The photos, however, took on a very different context when they were viewed in a high school classroom. That happened in mid-May, after Hoover and fellow Austin High art teacher Gayle Andrews got into a spat over a shared kiln. Shortly afterward, a student told Andrews about a way to get Hoover in trouble and brought up the Web site. The news reached the administration and Hoover was escorted off campus. The district soon began the process of firing her.

The controversy takes place among a growing worry that tech-savvy minors are being corrupted by online solicitations and pornography. There are strict laws, both federal and state, that prohibit exposing students to any Web site deemed "harmful to minors." Hoover could even have been charged with a crime if it turned out she sent students to the site. Within that context, it's not surprising that even vaguely erotic photos of a teacher and her lesbian lover on a public Web site would bring condemnation. Still, Hoover maintains the photos are not "sexual," and remains mystified by the reaction. "I don't consider these photos inappropriate," she says. "I was never concerned about students coming across them. My students are beginning artists, and they see nudes all the time. There are nudes in the Sistine Chapel. The human form has always been a part of art study."

The controversy has had the inevitable result of corrupting the intimate nature of Danger's work, a fact that she takes personally. "It disturbs me that people now see me as a pornographer," Danger says, adding that people have been surfing her site searching for nudes. "These photos have been taken out of context. I realize I can't change other people's perspective of my work, but I really don't like people visiting my Web site with lascivious intentions." Danger has since taken the nude photos of Hoover off her site.

It doesn't take a museum curator to tell the difference between artistic nude photography and smut, and the district is not trying to claim the photos are pornography. Instead, the district is accusing Hoover of a "failure to meet the District's standards of professional conduct," and engaging in an activity that "because of the publicity given it, or knowledge of it among students, faculty and community, impairs or diminishes the employee's effectiveness in the district." The district declined to comment further about the case.
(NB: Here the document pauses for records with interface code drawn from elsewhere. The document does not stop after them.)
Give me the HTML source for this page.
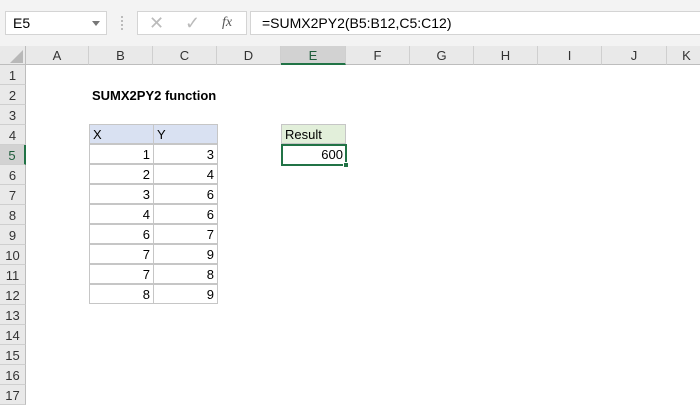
<!DOCTYPE html><html><head><style>
body{margin:0;width:700px;height:400px;overflow:hidden;background:#fff;font-family:"Liberation Sans",Calibri,sans-serif;position:relative}
.a{position:absolute;box-sizing:border-box}
.top{left:0;top:0;width:700px;height:46px;background:#f3f3f3}
.ch{top:46px;height:19px;background:#e9e9e9;border-right:1px solid #cfcfcf;border-bottom:1px solid #bdbdbd;font-size:13px;color:#333;text-align:center;line-height:19px}
.rh{left:0;width:26px;height:20px;background:#e9e9e9;border-bottom:1px solid #cfcfcf;border-right:1px solid #bdbdbd;font-size:13px;color:#333;text-align:center;line-height:21px}
.c{height:20px;font-size:13px;line-height:20px;padding:0 3px;border:1px solid #c6c6c6;margin:-1px 0 0 -1px;color:#000}
.r{text-align:right}
</style></head><body>
<div class="a top"></div>
<div class="a" style="left:5px;top:11px;width:102px;height:24px;background:#fff;border:1px solid #d4d4d4;font-size:14px;line-height:22px;padding-left:7px">E5</div>
<div class="a" style="left:92px;top:21px;width:0;height:0;border-left:4px solid transparent;border-right:4px solid transparent;border-top:5px solid #777"></div>
<div class="a" style="left:121px;top:16px;width:2px;height:14px;border-left:2px dotted #bbb"></div>
<div class="a" style="left:137px;top:11px;width:110px;height:24px;background:#fff;border:1px solid #d4d4d4"></div>
<div class="a" style="left:149px;top:11px;font-size:18px;color:#bbb;line-height:24px">✕</div>
<div class="a" style="left:185px;top:11px;font-size:18px;color:#bbb;line-height:24px">✓</div>
<div class="a" style="left:222px;top:11px;font-size:14px;color:#555;line-height:24px;font-style:italic;font-family:'Liberation Serif',serif">fx</div>
<div class="a" style="left:250px;top:11px;width:460px;height:24px;background:#fff;border:1px solid #d4d4d4;font-size:14px;line-height:22px;padding-left:11px">=SUMX2PY2(B5:B12,C5:C12)</div>
<div class="a" style="left:0;top:46px;width:26px;height:19px;background:#e9e9e9;border-right:1px solid #bdbdbd;border-bottom:1px solid #bdbdbd"></div>
<div class="a" style="left:10px;top:50px;width:0;height:0;border-left:13px solid transparent;border-bottom:13px solid #b8b8b8"></div>
<div class="a ch" style="left:26px;width:63px">A</div>
<div class="a ch" style="left:89px;width:64px">B</div>
<div class="a ch" style="left:153px;width:64px">C</div>
<div class="a ch" style="left:217px;width:64px">D</div>
<div class="a ch" style="left:281px;width:65px;background:#d2d2d2;border-bottom:2px solid #217346;color:#1e5c3a">E</div>
<div class="a ch" style="left:346px;width:64px">F</div>
<div class="a ch" style="left:410px;width:64px">G</div>
<div class="a ch" style="left:474px;width:64px">H</div>
<div class="a ch" style="left:538px;width:64px">I</div>
<div class="a ch" style="left:602px;width:65px">J</div>
<div class="a ch" style="left:667px;width:40px">K</div>
<div class="a rh" style="top:65px">1</div><div class="a rh" style="top:85px">2</div><div class="a rh" style="top:105px">3</div><div class="a rh" style="top:125px">4</div>
<div class="a rh" style="top:145px;background:#d2d2d2;border-right:2px solid #217346;color:#1e5c3a">5</div>
<div class="a rh" style="top:165px">6</div><div class="a rh" style="top:185px">7</div><div class="a rh" style="top:205px">8</div><div class="a rh" style="top:225px">9</div><div class="a rh" style="top:245px">10</div><div class="a rh" style="top:265px">11</div><div class="a rh" style="top:285px">12</div><div class="a rh" style="top:305px">13</div><div class="a rh" style="top:325px">14</div><div class="a rh" style="top:345px">15</div><div class="a rh" style="top:365px">16</div><div class="a rh" style="top:385px">17</div>
<div class="a" style="left:92px;top:86px;font-size:13px;font-weight:bold;line-height:20px">SUMX2PY2 function</div>
<div class="a c" style="left:90px;top:125px;width:65px;background:#d9e1f2">X</div>
<div class="a c" style="left:154px;top:125px;width:65px;background:#d9e1f2">Y</div>
<div class="a c r" style="left:90px;top:145px;width:65px">1</div><div class="a c r" style="left:154px;top:145px;width:65px">3</div>
<div class="a c r" style="left:90px;top:165px;width:65px">2</div><div class="a c r" style="left:154px;top:165px;width:65px">4</div>
<div class="a c r" style="left:90px;top:185px;width:65px">3</div><div class="a c r" style="left:154px;top:185px;width:65px">6</div>
<div class="a c r" style="left:90px;top:205px;width:65px">4</div><div class="a c r" style="left:154px;top:205px;width:65px">6</div>
<div class="a c r" style="left:90px;top:225px;width:65px">6</div><div class="a c r" style="left:154px;top:225px;width:65px">7</div>
<div class="a c r" style="left:90px;top:245px;width:65px">7</div><div class="a c r" style="left:154px;top:245px;width:65px">9</div>
<div class="a c r" style="left:90px;top:265px;width:65px">7</div><div class="a c r" style="left:154px;top:265px;width:65px">8</div>
<div class="a c r" style="left:90px;top:285px;width:65px">8</div><div class="a c r" style="left:154px;top:285px;width:65px">9</div>
<div class="a c" style="left:282px;top:125px;width:65px;background:#e2efda">Result</div>
<div class="a" style="left:281px;top:144px;width:66px;height:22px;border:2px solid #217346;font-size:13px;text-align:right;line-height:18px;padding-right:2px">600</div>
<div class="a" style="left:343px;top:162px;width:6px;height:6px;background:#217346;border:1px solid #fff"></div>
</body></html>
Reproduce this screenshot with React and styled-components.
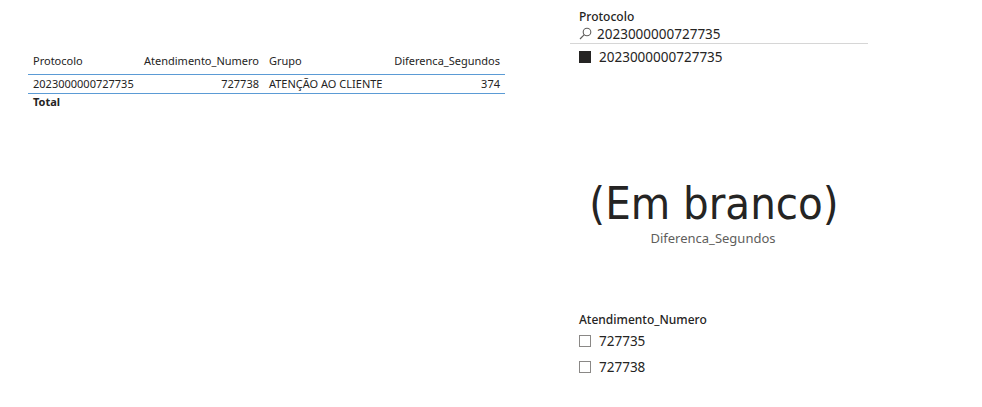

Hoover is requesting a hearing, which will give her the chance to argue her case in front of an independent hearing examiner. Her lawyer, Jay Brim, says the district's vague justifications about "standards of professional conduct" give it some wiggle room. "It's an easy platitude to say that teachers should be held to a higher standard," says Brim. "But how do you apply that? How are these photos outside the realm of what she teaches? I want the district to prove that teachers have been told this kind of activity is wrong."

Hoover blames the district for any publicity brought on by the photos. She wrote a letter to administrators asking that they not inform students and parents about her case. Instead, they sent a letter home that implied she had posted photos on a pornographic site. She says ensuing media attention has had the effect of distorting something beautiful into something nasty. "I do worry about how all the media attention is affecting my kiddos," she says. "They are impressionable, and I wouldn't want their ideals to be crushed by what's happening to me."

In a signed affidavit presented to the AISD board, Andrews claims a 15-year-old boy told her that "hundreds" of Austin High students knew about the Web site. Brim intends to challenge that claim. "One student certainly knew about site," he says. "But we have no reason to believe it was common knowledge until AISD sent out that letter and exposed the issue to the community."

As it stands, AISD's broad justifications leave little room for Brim to argue what he believes the case is really about: Hoover's First Amendment right to free expression. "I'm asking for more specific allegations," he says. "I hope to get it tied down to that."

Hoover remains hopeful that she can return to Austin High in the fall and turn the whole mess into a valuable lesson. "It could really spark a great dialogue," she says. "What are the boundaries around art? How is art perceived? How can art affect the artist? What does it mean to stand your ground as an artist?" Unfortunately, Hoover knows the answers to these questions aren't always pretty.